(Originally published 1/5/08)
Compliments of the good people of Iowa, who serve as crash-test dummies of sorts for all manner of presidential primary poppycock, we now have 2008’s first list of winners and losers from the campaign trail.
(Cue jingle: "Iowa! We watch the candidates with our Hawkeyes.")
Winners from Thursday night’s first-in-the-nation-but-curious caucuses include:
- Democratic candidate and Sen. Barack Obama, who delicately balanced his message of hope with end around attacks on frontrunner Sen. Hillary Clinton designed to chip away at her inevitability. As Oprah Winfrey stumped for Obama in the campaign’s waning weeks, he took advantage of the large crowds by speaking passionately, consistently and convincingly about change. It was a masterful strategy: His eight-point victory, especially in a state with an African-American population of two percent, demonstrated his electibility while showing Clinton to be vulnerable.
- GOP candidate and former Arkansas Gov. Mike Huckabee, who came out of nowhere to win. Mercilessly attacked by former Massachusetts Gov. Mitt Romney and nearly a victim of his own missteps, Huckabee managed to stay mostly positive down the stretch. Outspent as much as 15-to-1, his barebones campaign counted on Huckabee’s Everyman quality to resonate with Iowans.

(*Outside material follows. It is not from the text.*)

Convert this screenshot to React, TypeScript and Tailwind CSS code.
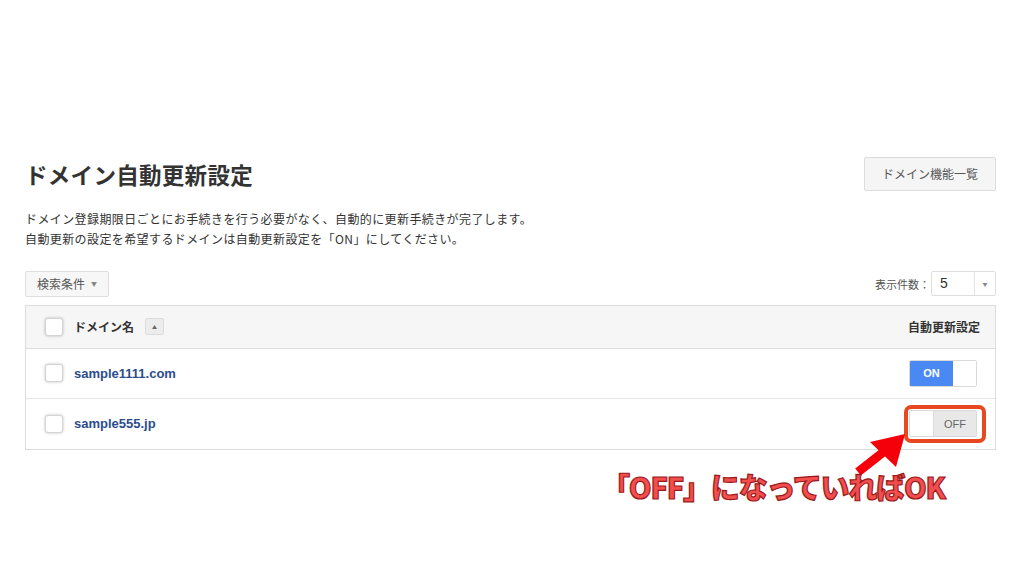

- GOP candidate and Sen. John McCain, whose endorsement by four newspapers in the Northeast so far have contributed to his increasing momentum. After being maligned for his work on last year’s immigration reform bill and placing his campaign on life support last fall, he is looking like this cycle’s "comeback kid." McCain even convinced the media that his third-place finish in Iowa left him perfectly positioned for the race to come to him in New Hampshire - and he may be right.
Losers include:
- GOP runner-up Romney, who unloaded millions in Iowa and led the polls until late November. His efforts, including his well-financed attacks on Huckabee and McCain in the final days before the caucuses, enabled Huckabee to say Thursday night, "People really are more important than the purse." Ouch. Unless Romney wins New Hampshire on Tuesday - a prospect made even tougher by McCain’s growing strength there - most observers see it as the end of the road for him.
- Clinton, the former frontrunner who placed an inexplicable third behind Edwards. Entrance polls indicated she didn’t even win among women, a finding longtime political adviser David Gergen called "remarkable." CNN political analyst Gloria Bolger resurrected the criticism Clinton has drawn for being a chameleon of sorts, asking whether Clinton can "change herself yet again," adding, "She’s running against inspiration. That’s a hard thing to compete against right now."
- GOP candidate and former New York Mayor Rudy Giuliani, who all but skipped Iowa, knowing that he was polling in the single digits. He may be showing well in national polls, but for two whole days, his name was hardly mentioned. In a presidential campaign, that’s anything but good.
- Democratic candidate and former Sen. John Edwards. Although Edwards tried to spin his runner-up finish as evidence that he and Obama are in a two-man race to the nomination, Des Moines Register political guru David Yepsen said he believes Obama’s strong showing means that the "anti-Hillary vote will start to coalesce around Obama."
Fox News Channel’s Chris Wallace is this week’s loser-at-large. Wallace has always come off to me as a condescending elitist, but his testy, browbeating exchange with Huckabee adviser Ed Rollins is among the least professional interviews I’ve seen.
With the circus now in full swing in New Hampshire, Feb. 5 - Super-Duper Tuesday, I guess we’ll call it - is looking like the day of reckoning it was created to be.